On November 16, FDA filed an amicus brief at the 6th Circuit's invitation in the consolidated appeals of Smith v. Wyeth, Inc. (Case No. 09-5460), Wilson v. Pliva, Inc. (Case No. 09-5466), and Morris v. Wyeth, Inc. (Case No. 09-5509). The issue on appeal is: "Whether federal law preempts a tort claim under state law that a generic drug approved by the Food and Drug Administration was inadequately labeled." FDA's position is that "failure-to-warn claims against manufacturers of generic drugs are not categorically preempted by federal law." Interestingly though, FDA filed a contrary amicus brief in 2006 for another case, Colacicco v. Apotex, advocating that state-law claims were preempted by federal law. However, FDA withdrew its opinion following the Supreme Court's decision in Wyeth v. Levine and after Obama's democratic administration took office.

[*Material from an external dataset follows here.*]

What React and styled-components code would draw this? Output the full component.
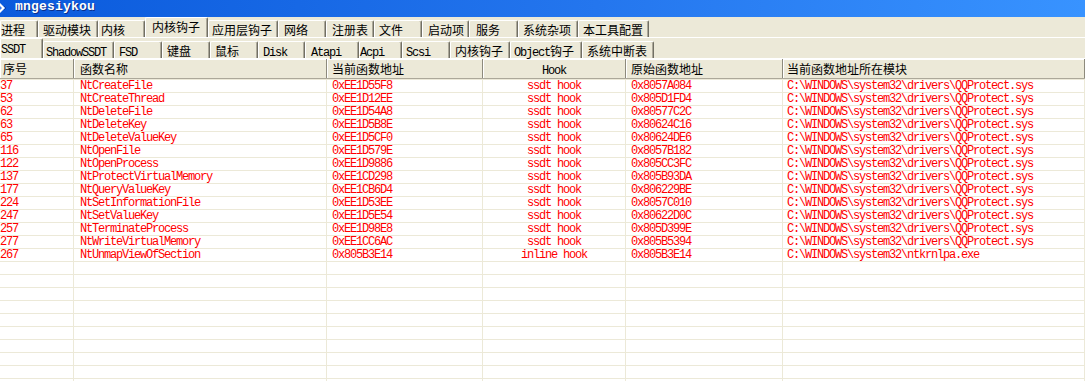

The Wyeth cases concern the drug Reglan® (metoclopramide), which is indicated to relieve symptoms caused by slow stomach emptying in people who have diabetes. Plaintiffs assert that the drug was defective because the brand and generic drug manufacturers failed to adequately warn that long-term use of metaclopramide could result in tardive dyskinesia--a neurological disorder. The District Court dismissed the case, holding that plaintiffs' failure-to-warn claims were categorically preempted by federal law. The Court reasoned that generic drug manufacturers could not comply with Federal law--the Hatch-Waxman Amendments to the Federal Food, Drug, and Cosmetic Act in particular--if they were liable under state-law for failure-to-warn, because Federal law requires generic drugs to have identical labeling to the brand drugs.
FDA contends that the District Court's decision is therefore contrary to already-existing case law. For instance, the Supreme Court in Levine held that Federal Law does not pre-empt plaintiffs' claim that a drug or medical device manufacturer failed to give an adequate warning. However, the District Court distinguished Levine from the current case, because Levine involved a claim against a brand drug--not a generic drug--and, therefore, involved different regulatory provisions. Other court of appeals cases decided after Levine, held that Federal Law governing generic drugs does not preempt state law failure-to-warn cases against generic drugs. See Mensing v. Wyeth, 588 F.3d 603 (8th Cir. 2009); Demahy v. Actavis, 593 F.3d 428 (5th Cir. 2010). FDA also opined that although federal law may proscribe remedies in failure-to-warn cases, these cases are categorically preempted, because failure of a generic drug company to petition the FDA to change a warning label could be an actionable negligence.